─── EXTRACTED ENTRIES ───

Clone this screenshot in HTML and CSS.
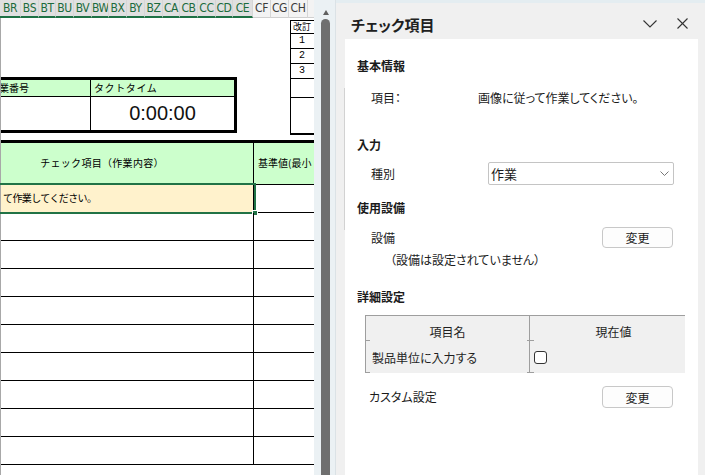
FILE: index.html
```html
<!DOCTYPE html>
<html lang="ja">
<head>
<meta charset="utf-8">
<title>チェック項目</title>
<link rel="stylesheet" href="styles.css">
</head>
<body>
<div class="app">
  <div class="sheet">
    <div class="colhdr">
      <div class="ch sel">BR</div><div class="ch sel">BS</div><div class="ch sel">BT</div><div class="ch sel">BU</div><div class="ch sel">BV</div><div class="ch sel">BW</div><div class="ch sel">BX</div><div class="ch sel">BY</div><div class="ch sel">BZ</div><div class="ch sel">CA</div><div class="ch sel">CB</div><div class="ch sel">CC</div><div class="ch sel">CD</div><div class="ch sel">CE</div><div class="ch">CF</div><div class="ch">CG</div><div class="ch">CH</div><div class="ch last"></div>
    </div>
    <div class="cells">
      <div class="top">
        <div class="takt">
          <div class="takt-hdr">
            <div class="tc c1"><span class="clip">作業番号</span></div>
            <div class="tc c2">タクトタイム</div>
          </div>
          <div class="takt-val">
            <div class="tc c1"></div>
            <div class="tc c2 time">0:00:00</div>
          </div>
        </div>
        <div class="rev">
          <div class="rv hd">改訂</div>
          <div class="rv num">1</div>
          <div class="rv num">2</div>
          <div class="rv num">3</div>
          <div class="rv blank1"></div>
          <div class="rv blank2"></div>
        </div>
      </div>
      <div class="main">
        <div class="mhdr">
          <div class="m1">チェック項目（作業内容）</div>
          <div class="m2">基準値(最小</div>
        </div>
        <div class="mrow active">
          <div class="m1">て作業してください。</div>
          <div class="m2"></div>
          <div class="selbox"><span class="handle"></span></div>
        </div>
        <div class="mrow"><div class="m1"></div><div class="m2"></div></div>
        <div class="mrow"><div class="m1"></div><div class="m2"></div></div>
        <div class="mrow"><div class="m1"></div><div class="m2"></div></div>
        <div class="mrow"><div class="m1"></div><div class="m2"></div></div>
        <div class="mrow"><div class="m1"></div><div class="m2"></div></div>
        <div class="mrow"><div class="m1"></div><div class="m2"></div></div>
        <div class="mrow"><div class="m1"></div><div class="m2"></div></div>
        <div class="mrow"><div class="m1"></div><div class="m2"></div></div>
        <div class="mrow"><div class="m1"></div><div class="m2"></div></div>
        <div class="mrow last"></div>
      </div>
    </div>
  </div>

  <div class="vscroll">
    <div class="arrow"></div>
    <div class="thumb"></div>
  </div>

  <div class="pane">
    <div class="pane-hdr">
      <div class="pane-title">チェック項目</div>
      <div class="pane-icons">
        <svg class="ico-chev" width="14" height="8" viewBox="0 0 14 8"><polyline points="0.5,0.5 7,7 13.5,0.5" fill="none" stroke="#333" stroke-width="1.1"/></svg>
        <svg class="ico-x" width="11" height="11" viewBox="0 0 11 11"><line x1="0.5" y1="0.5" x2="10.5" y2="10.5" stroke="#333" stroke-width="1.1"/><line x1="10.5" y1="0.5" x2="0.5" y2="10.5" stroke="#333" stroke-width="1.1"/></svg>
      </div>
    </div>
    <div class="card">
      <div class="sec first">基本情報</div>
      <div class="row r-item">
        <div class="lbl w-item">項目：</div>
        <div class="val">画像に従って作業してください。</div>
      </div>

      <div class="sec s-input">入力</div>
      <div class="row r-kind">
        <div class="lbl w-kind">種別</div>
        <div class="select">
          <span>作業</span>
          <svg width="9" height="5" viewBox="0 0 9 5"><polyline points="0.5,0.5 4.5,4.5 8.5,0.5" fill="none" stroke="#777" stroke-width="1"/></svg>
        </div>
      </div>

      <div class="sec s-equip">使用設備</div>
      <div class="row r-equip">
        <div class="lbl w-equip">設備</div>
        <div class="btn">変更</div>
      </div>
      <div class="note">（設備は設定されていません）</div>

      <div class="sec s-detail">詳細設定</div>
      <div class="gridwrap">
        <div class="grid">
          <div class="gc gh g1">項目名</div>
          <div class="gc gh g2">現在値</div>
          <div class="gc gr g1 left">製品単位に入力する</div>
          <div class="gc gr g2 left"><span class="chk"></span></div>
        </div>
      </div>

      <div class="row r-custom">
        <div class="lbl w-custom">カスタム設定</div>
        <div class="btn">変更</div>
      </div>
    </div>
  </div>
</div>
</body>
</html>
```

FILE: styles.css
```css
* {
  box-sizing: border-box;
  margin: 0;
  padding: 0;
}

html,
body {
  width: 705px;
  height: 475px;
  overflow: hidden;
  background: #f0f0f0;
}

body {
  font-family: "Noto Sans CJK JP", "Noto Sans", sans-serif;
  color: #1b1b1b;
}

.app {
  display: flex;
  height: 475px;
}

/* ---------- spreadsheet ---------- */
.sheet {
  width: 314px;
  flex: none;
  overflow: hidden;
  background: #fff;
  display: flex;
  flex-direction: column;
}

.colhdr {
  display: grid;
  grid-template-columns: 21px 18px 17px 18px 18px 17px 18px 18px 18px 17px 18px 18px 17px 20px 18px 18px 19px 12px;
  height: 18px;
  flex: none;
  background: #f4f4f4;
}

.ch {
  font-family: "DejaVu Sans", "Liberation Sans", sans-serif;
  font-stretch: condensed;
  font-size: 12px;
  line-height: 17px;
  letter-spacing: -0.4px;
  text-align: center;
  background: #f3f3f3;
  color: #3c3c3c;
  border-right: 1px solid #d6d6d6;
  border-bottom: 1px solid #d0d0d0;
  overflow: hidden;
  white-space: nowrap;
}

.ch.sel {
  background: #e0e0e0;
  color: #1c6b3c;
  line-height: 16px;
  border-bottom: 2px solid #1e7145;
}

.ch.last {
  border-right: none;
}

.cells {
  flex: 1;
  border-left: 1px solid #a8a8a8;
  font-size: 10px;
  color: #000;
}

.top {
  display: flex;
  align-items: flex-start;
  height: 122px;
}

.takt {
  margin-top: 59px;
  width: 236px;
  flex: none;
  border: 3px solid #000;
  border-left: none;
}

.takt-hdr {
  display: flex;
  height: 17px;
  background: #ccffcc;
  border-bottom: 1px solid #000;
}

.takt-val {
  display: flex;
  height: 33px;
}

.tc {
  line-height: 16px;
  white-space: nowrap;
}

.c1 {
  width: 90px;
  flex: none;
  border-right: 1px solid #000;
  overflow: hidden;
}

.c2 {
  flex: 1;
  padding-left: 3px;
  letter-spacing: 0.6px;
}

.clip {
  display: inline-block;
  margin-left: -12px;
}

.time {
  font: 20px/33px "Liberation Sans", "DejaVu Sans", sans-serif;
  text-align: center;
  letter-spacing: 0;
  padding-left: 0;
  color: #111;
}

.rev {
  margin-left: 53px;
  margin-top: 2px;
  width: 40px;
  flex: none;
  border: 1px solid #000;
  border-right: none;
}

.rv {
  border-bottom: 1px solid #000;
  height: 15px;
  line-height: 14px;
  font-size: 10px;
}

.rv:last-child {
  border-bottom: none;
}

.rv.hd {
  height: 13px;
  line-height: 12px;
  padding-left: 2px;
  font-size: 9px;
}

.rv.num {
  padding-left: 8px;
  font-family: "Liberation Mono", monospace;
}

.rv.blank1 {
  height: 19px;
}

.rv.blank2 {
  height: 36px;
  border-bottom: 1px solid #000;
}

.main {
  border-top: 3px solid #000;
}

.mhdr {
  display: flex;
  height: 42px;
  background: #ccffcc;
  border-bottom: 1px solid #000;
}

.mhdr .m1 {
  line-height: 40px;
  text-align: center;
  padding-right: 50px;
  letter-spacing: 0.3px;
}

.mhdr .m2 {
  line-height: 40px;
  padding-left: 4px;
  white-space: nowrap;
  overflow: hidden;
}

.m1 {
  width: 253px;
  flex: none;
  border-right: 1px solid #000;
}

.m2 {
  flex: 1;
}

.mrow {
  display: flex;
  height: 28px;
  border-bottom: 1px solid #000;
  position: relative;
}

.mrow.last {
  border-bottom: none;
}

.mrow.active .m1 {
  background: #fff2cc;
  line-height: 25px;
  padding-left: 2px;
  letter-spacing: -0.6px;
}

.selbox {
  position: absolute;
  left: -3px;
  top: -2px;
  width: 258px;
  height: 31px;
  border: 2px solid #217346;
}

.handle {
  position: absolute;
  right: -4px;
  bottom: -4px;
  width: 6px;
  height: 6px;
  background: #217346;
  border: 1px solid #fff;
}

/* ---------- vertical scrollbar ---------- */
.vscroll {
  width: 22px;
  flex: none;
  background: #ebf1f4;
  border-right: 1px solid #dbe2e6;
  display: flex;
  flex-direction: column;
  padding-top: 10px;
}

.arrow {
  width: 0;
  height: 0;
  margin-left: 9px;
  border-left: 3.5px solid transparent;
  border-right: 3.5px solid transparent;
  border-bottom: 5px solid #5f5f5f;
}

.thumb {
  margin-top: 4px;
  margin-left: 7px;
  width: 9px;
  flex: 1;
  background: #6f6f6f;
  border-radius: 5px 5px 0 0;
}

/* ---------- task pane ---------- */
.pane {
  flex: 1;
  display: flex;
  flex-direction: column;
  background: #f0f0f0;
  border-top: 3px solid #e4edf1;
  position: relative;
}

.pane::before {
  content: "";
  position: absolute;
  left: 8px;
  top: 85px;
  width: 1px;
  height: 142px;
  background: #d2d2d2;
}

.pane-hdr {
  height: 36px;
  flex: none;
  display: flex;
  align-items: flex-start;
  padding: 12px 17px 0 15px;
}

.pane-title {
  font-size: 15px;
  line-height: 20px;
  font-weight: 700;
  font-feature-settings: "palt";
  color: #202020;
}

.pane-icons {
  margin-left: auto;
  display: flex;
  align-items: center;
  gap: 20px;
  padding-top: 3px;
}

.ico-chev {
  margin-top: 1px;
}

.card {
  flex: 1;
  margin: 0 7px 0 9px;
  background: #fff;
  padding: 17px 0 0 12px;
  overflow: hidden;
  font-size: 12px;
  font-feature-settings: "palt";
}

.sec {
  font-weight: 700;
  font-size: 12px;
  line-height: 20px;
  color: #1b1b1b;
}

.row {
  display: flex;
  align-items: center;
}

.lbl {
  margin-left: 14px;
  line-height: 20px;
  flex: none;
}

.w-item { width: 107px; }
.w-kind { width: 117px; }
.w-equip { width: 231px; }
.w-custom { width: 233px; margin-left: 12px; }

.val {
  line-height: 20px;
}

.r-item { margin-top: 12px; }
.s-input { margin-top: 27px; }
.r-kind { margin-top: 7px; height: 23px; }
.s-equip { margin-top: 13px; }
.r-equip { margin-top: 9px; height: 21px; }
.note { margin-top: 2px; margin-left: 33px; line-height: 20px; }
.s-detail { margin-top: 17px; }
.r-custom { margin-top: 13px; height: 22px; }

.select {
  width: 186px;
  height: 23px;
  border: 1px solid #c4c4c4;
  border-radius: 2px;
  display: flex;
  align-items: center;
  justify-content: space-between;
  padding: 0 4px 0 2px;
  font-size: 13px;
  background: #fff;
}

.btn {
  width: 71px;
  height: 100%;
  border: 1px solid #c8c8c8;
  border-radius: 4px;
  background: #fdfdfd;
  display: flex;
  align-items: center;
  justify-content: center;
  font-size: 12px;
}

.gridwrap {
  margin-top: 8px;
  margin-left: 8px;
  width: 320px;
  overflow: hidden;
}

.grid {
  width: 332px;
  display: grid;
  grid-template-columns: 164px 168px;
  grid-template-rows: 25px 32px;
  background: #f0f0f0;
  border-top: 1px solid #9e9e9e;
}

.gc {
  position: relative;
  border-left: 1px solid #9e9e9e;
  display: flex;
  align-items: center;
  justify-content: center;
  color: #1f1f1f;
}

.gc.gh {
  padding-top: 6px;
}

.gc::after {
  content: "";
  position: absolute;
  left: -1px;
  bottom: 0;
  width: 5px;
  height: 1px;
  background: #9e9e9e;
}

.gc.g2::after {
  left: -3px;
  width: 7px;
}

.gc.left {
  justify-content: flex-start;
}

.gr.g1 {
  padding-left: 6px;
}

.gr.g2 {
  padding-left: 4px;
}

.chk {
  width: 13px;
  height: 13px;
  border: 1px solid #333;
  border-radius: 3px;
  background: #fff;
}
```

───
─── EXTRACTED ENTRIES ───

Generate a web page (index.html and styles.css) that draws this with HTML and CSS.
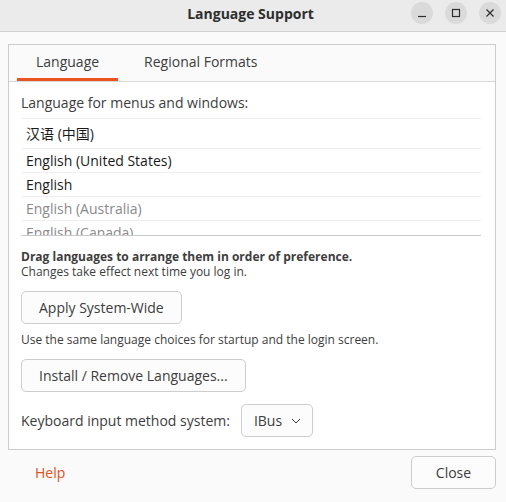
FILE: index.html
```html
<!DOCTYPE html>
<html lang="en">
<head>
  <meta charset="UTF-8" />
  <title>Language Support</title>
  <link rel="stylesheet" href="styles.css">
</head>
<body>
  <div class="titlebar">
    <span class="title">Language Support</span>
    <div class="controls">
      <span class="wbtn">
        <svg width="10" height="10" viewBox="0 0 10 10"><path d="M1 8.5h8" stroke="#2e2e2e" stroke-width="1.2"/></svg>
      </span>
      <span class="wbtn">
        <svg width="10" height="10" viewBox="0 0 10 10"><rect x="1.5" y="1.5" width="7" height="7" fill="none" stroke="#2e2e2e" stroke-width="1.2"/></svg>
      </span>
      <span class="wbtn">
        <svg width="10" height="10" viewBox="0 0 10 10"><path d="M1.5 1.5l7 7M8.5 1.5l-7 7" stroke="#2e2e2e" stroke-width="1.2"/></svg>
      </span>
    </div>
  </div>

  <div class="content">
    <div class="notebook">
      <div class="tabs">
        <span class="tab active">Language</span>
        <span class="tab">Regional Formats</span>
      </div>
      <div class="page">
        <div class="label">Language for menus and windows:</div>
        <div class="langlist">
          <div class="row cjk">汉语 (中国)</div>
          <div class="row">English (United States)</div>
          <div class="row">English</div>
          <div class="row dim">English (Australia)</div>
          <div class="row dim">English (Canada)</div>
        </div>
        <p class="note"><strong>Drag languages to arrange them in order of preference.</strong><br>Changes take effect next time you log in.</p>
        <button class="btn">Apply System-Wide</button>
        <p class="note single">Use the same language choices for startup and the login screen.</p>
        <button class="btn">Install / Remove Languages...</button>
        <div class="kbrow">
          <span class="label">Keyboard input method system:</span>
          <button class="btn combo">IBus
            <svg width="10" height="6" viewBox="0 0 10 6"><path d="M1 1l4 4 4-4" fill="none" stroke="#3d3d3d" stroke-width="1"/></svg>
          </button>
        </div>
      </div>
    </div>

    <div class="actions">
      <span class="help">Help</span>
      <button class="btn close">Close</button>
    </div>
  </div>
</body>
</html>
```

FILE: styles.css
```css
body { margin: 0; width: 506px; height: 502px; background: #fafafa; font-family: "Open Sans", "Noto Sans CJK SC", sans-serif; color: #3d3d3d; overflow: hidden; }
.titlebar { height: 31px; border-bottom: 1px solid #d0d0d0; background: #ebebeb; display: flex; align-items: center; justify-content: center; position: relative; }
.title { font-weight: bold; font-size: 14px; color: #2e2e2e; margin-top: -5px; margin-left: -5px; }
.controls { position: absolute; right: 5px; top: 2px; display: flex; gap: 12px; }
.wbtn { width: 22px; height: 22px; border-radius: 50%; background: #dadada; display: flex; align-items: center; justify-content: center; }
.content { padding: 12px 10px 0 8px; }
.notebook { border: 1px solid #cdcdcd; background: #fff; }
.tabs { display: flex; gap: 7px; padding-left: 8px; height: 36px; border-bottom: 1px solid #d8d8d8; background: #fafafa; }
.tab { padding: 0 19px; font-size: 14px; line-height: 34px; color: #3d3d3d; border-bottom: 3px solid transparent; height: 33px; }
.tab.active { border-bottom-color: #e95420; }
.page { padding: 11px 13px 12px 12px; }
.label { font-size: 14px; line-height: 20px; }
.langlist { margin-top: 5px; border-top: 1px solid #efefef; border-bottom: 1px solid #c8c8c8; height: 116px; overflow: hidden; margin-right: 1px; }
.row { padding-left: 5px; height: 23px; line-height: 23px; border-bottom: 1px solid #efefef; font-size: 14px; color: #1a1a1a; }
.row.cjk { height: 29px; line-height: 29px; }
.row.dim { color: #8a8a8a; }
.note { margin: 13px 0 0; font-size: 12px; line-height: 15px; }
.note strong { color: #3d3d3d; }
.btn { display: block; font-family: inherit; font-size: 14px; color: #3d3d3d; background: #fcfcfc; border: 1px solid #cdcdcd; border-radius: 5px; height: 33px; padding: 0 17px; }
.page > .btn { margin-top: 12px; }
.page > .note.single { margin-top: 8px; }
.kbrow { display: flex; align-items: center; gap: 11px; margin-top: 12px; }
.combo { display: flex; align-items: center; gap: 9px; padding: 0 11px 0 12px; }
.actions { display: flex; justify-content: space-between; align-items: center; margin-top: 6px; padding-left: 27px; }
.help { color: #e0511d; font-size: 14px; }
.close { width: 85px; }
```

───

» YOUR OBJECTIVE
Determine how many lines of the listing hold the word "styles" and reply with that figure alone.

» SOLVED PROBLEM
5